Relief Isn't the Same as Healing—Why Jesus Wants to Meet us in our Pain
Jesus wept (John 11:35). When I was a kid, I thought it was funny. Finally, a memory verse I didn’t have to work for. Bring on the Sunday school prize candy, I’ve got this one. Quickly remembered, but just as quickly forgotten. I didn’t forget the words…I always knew the words, I just didn’t know them. You know what I mean? They never got down deep where they could change me.
Here’s the story…
I was two days into a Christian conference—great speakers, great worship, and a great time seeking the Lord. During one of the evening sessions, I knew I needed to go up for ministry/ prayer/altar call…whatever the response time was going to look like, I needed to go.
I’m not usually a go-up-to-front kind of person so I was surprised at how determined I was. Also a little fearful that the speaker would call people up for a specific need that I clearly didn’t have. But I was going. The time came. I went. I didn’t know what to expect. I didn’t really have any expectations other than I knew the Lord was going to meet me there. I was certainly open to whatever he wanted to do…I just never would have guessed he would do what he did.
But let’s rewind a few thousand years.
In John 11, Jesus gets word that Lazarus, the one that he loves, is sick. He waits around for a few days. Lazarus dies. By the time Jesus gets there, he has already been in his tomb for four days. When Mary finally sees Jesus, she falls at his feet saying, “Lord, if you had been here, my brother would not have died (John 11:32).”
And Jesus wept…with Mary…
…just like he did with me.
I thought I was open to whatever the Lord wanted to do at that conference, but apparently, by “open”, I meant that I had a handful of preselected options that I would allow Jesus to work within based on what I thought my biggest needs were.
Weeping with me wasn’t one of the options.
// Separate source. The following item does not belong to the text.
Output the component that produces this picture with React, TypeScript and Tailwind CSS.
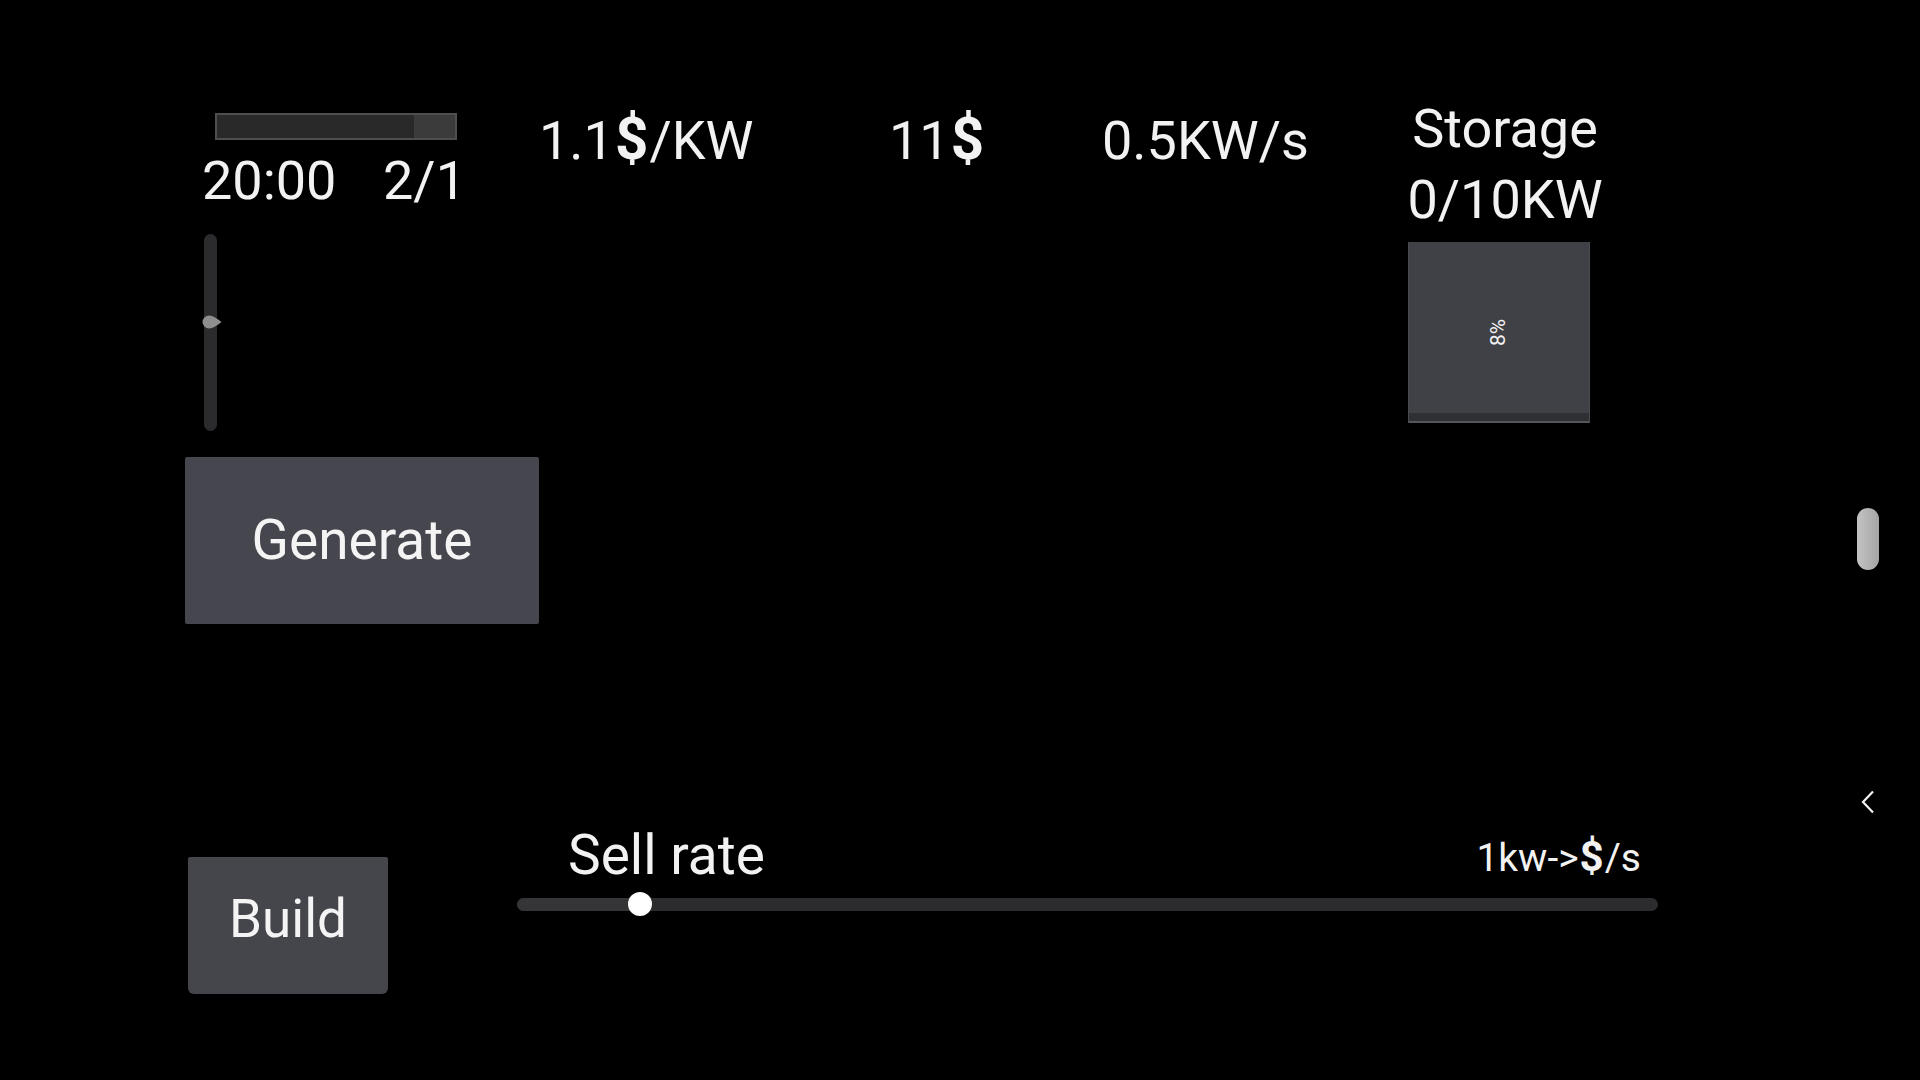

I was looking for healing, redemption, payback, encouragement—I wanted wrongs that had been done to be undone. I wanted to encounter him and be changed. I wanted a marked moment in my life. I wanted to come away with a testimony that would rock the nations of how good God is…and I did. Actually, I got all of the above, but I almost missed it.
Does Jesus heal Lazarus? Yes. He said so when he found out he was sick. He told his disciples he was going to “wake him up”. He told Martha that her brother would rise again.
So, if his plan is to bring healing, why stop to weep? Why did he wait two days before leaving to see him in the first place? In Matthew 8, Jesus heals a Roman Centurion's servant without even going to where he was. Did he even have to go to heal Lazarus?
Instead of bringing the things that I think would have been useful to the situation (like, I don’t know…maybe healing or resurrection), he brought himself. He. Brought. Himself. Instead of bringing a few things, did he just bring everything? It’s beautiful…it’s also frustrating.
Jesus wanted to meet me in the last place I wanted to be…my pain. I was broken, and broken again (and probably again). I was full of fear, shame, and doubt. I had questions. I chose brokenness. There was brokenness that I didn’t choose, but was put on me. I may have said that I wanted healing, but I think I really just wanted to be medicated. I didn't want to feel pain anymore. I’d been carrying it around for so long. Isn’t sitting in it with Jesus going the opposite direction?
Unfortunately for me, relief isn’t the same thing as healing. He wants to weep with us. That might be where healing really begins.